## Begin

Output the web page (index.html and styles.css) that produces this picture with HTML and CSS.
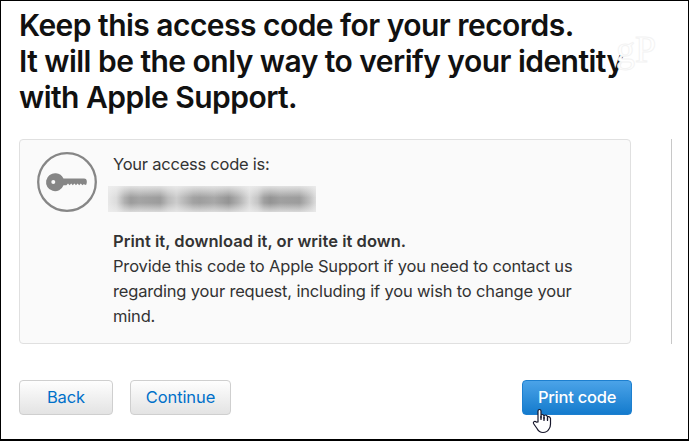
FILE: index.html
```
<!DOCTYPE html>
<html lang="en">
  <head>
    <meta charset="utf-8">
    <title>Access Code</title>
    <link rel="stylesheet" href="styles.css">
  </head>
  <body>
    <div class="content">
      <h1>Keep this access code for your records.<br>It will be the only way to verify your identity<br>with Apple Support.</h1>
      <div class="main">
        <div class="card">
          <svg class="key-icon" width="60" height="60" viewBox="0 0 60 60">
            <circle cx="30" cy="30" r="28.8" fill="none" stroke="#868686" stroke-width="2.3"/>
            <path fill="#868686" fill-rule="evenodd" d="M19 21.200a9 9 0 0 1 7.500 5.300H47q2.800 0 2.800 3v1q0 2.500-1.800 2.500l-1-1-1.600 1.200-1.600-1.700-1.600 1.700-1.600-1.700-1.600 1.700-1.600-1.700-1.600 1.700-1.600-1.700-1.600 1.700-1.600-1.700-1.600 1.700H26.500A9 9 0 1 1 19 21.200zM16.300 28a2 2 0 1 0 0 4a2 2 0 1 0 0-4z"/>
          </svg>
          <div class="details">
            <p class="label">Your access code is:</p>
            <div class="code"></div>
            <p><b>Print it, download it, or write it down.</b></p>
            <p>Provide this code to Apple Support if you need to contact us<br>regarding your request, including if you wish to change your<br>mind.</p>
          </div>
        </div>
        <div class="divider"></div>
      </div>
      <div class="buttons">
        <button class="back">Back</button>
        <button class="continue">Continue</button>
        <button class="print">Print code</button>
      </div>
    </div>
    <div class="watermark">gP</div>
    <svg class="cursor" width="20" height="26" viewBox="0 0 20 26">
      <path fill="#fff" stroke="#17172b" stroke-width="1.200" stroke-linejoin="round" d="M6 14V3q0-1.500 1.500-1.500T9 3v7V7.500q0-1 1.300-1T12 8v3V8q0-1 1.500-1T15.500 9v3V9.500q0-1 1.300-.8T18.500 10.500V16q0 3-1.500 5-2 3.500-6 3.500-4 0-6-4L1.500 15.500q-.5-1.500.8-2 1.200-.3 2.200.7z"/>
      <path fill="none" stroke="#17172b" stroke-width="1.200" d="M9 8v4M12 9v4M15.500 10v3"/>
    </svg>
  </body>
</html>
```

FILE: styles.css
```
* {
  box-sizing: border-box;
}
body {
  margin: 0;
  height: 441px;
  overflow: hidden;
  border: 1px solid #000;
  border-bottom-width: 2px;
  background: #fff;
  font-family: Inter, "Liberation Sans", sans-serif;
  font-size: 16.5px;
  color: #333;
}
.content {
  padding: 6px 16px 0 18px;
}
h1 {
  margin: 0;
  font-size: 30px;
  font-weight: 600;
  line-height: 36px;
  letter-spacing: -0.53px;
  color: #111;
  white-space: nowrap;
}
.main {
  display: flex;
  justify-content: space-between;
  height: 205px;
  margin-top: 24px;
}
.card {
  display: flex;
  width: 612px;
  padding: 12px 17px;
  border: 1px solid #e0e0e0;
  border-radius: 4px;
  background: #fafafa;
}
.key-icon {
  flex: none;
  margin-right: 16px;
}
.details {
  line-height: 25px;
  letter-spacing: -0.17px;
  white-space: nowrap;
}
p {
  margin: 0;
}
.label {
  letter-spacing: -0.24px;
}
b {
  font-weight: 600;
  letter-spacing: 0.04px;
}
/* blurred out access code */
.code {
  width: 208px;
  height: 26px;
  margin: 9px 0 17px -5px;
  background:
    linear-gradient(rgba(238, 238, 238, 0.85), rgba(238, 238, 238, 0) 45%, rgba(238, 238, 238, 0) 65%, rgba(238, 238, 238, 0.75)),
    linear-gradient(90deg, #e8e8e8 0%, #dcdcdc 4%, #b0b0b0 8%, #9c9c9c 11%, #a4a4a4 15%, #9c9c9c 25%, #bcbcbc 29%, #cccccc 33%, #bcbcbc 36%, #a2a2a2 41%, #9e9e9e 44%, #a8a8a8 51%, #949494 58%, #b2b2b2 63%, #dadada 68%, #c4c4c4 72%, #a0a0a0 75%, #949494 78%, #a0a0a0 83%, #9c9c9c 92%, #c0c0c0 97%, #dddddd 100%);
}
.divider {
  width: 1px;
  background: #c8c8c8;
}
.buttons {
  display: flex;
  width: 613px;
  margin-top: 36px;
}
button {
  height: 35px;
  padding: 0 0 2px;
  border: 1px solid #cfcfcf;
  border-radius: 4px;
  background: linear-gradient(#fefefe, #e3e3e3);
  font-family: inherit;
  font-size: 16.5px;
  letter-spacing: -0.1px;
  color: #0070c9;
}
.back {
  width: 94px;
  margin-right: 17px;
}
.continue {
  width: 101px;
}
.print {
  width: 110px;
  margin-left: auto;
  border-color: #1d7fcf;
  background: linear-gradient(#4ba3e8, #147bcd);
  font-weight: 500;
  letter-spacing: -0.25px;
  color: #fff;
}
.watermark {
  position: absolute;
  left: 616px;
  top: 27px;
  font-family: "Liberation Serif", serif;
  font-size: 38px;
  line-height: 44px;
  color: #fff;
  -webkit-text-stroke: 1px #f3f3f3;
}
.cursor {
  position: absolute;
  left: 532px;
  top: 408px;
}
```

## End

-- Task directions --
Write the lines above out again exactly, without any of their pictures.

-- Task output --
Output the web page (index.html and styles.css) that produces this picture with HTML and CSS.
FILE: index.html
```
<!DOCTYPE html>
<html lang="en">
  <head>
    <meta charset="utf-8">
    <title>Access Code</title>
    <link rel="stylesheet" href="styles.css">
  </head>
  <body>
    <div class="content">
      <h1>Keep this access code for your records.<br>It will be the only way to verify your identity<br>with Apple Support.</h1>
      <div class="main">
        <div class="card">
          <svg class="key-icon" width="60" height="60" viewBox="0 0 60 60">
            <circle cx="30" cy="30" r="28.8" fill="none" stroke="#868686" stroke-width="2.3"/>
            <path fill="#868686" fill-rule="evenodd" d="M19 21.200a9 9 0 0 1 7.500 5.300H47q2.800 0 2.800 3v1q0 2.500-1.800 2.500l-1-1-1.600 1.200-1.600-1.700-1.600 1.700-1.600-1.700-1.600 1.700-1.600-1.700-1.600 1.700-1.600-1.700-1.600 1.700-1.600-1.700-1.600 1.700H26.500A9 9 0 1 1 19 21.200zM16.300 28a2 2 0 1 0 0 4a2 2 0 1 0 0-4z"/>
          </svg>
          <div class="details">
            <p class="label">Your access code is:</p>
            <div class="code"></div>
            <p><b>Print it, download it, or write it down.</b></p>
            <p>Provide this code to Apple Support if you need to contact us<br>regarding your request, including if you wish to change your<br>mind.</p>
          </div>
        </div>
        <div class="divider"></div>
      </div>
      <div class="buttons">
        <button class="back">Back</button>
        <button class="continue">Continue</button>
        <button class="print">Print code</button>
      </div>
    </div>
    <div class="watermark">gP</div>
    <svg class="cursor" width="20" height="26" viewBox="0 0 20 26">
      <path fill="#fff" stroke="#17172b" stroke-width="1.200" stroke-linejoin="round" d="M6 14V3q0-1.500 1.500-1.500T9 3v7V7.500q0-1 1.300-1T12 8v3V8q0-1 1.500-1T15.500 9v3V9.500q0-1 1.300-.8T18.500 10.500V16q0 3-1.500 5-2 3.500-6 3.500-4 0-6-4L1.500 15.500q-.5-1.500.8-2 1.200-.3 2.200.7z"/>
      <path fill="none" stroke="#17172b" stroke-width="1.200" d="M9 8v4M12 9v4M15.500 10v3"/>
    </svg>
  </body>
</html>
```

FILE: styles.css
```
* {
  box-sizing: border-box;
}
body {
  margin: 0;
  height: 441px;
  overflow: hidden;
  border: 1px solid #000;
  border-bottom-width: 2px;
  background: #fff;
  font-family: Inter, "Liberation Sans", sans-serif;
  font-size: 16.5px;
  color: #333;
}
.content {
  padding: 6px 16px 0 18px;
}
h1 {
  margin: 0;
  font-size: 30px;
  font-weight: 600;
  line-height: 36px;
  letter-spacing: -0.53px;
  color: #111;
  white-space: nowrap;
}
.main {
  display: flex;
  justify-content: space-between;
  height: 205px;
  margin-top: 24px;
}
.card {
  display: flex;
  width: 612px;
  padding: 12px 17px;
  border: 1px solid #e0e0e0;
  border-radius: 4px;
  background: #fafafa;
}
.key-icon {
  flex: none;
  margin-right: 16px;
}
.details {
  line-height: 25px;
  letter-spacing: -0.17px;
  white-space: nowrap;
}
p {
  margin: 0;
}
.label {
  letter-spacing: -0.24px;
}
b {
  font-weight: 600;
  letter-spacing: 0.04px;
}
/* blurred out access code */
.code {
  width: 208px;
  height: 26px;
  margin: 9px 0 17px -5px;
  background:
    linear-gradient(rgba(238, 238, 238, 0.85), rgba(238, 238, 238, 0) 45%, rgba(238, 238, 238, 0) 65%, rgba(238, 238, 238, 0.75)),
    linear-gradient(90deg, #e8e8e8 0%, #dcdcdc 4%, #b0b0b0 8%, #9c9c9c 11%, #a4a4a4 15%, #9c9c9c 25%, #bcbcbc 29%, #cccccc 33%, #bcbcbc 36%, #a2a2a2 41%, #9e9e9e 44%, #a8a8a8 51%, #949494 58%, #b2b2b2 63%, #dadada 68%, #c4c4c4 72%, #a0a0a0 75%, #949494 78%, #a0a0a0 83%, #9c9c9c 92%, #c0c0c0 97%, #dddddd 100%);
}
.divider {
  width: 1px;
  background: #c8c8c8;
}
.buttons {
  display: flex;
  width: 613px;
  margin-top: 36px;
}
button {
  height: 35px;
  padding: 0 0 2px;
  border: 1px solid #cfcfcf;
  border-radius: 4px;
  background: linear-gradient(#fefefe, #e3e3e3);
  font-family: inherit;
  font-size: 16.5px;
  letter-spacing: -0.1px;
  color: #0070c9;
}
.back {
  width: 94px;
  margin-right: 17px;
}
.continue {
  width: 101px;
}
.print {
  width: 110px;
  margin-left: auto;
  border-color: #1d7fcf;
  background: linear-gradient(#4ba3e8, #147bcd);
  font-weight: 500;
  letter-spacing: -0.25px;
  color: #fff;
}
.watermark {
  position: absolute;
  left: 616px;
  top: 27px;
  font-family: "Liberation Serif", serif;
  font-size: 38px;
  line-height: 44px;
  color: #fff;
  -webkit-text-stroke: 1px #f3f3f3;
}
.cursor {
  position: absolute;
  left: 532px;
  top: 408px;
}
```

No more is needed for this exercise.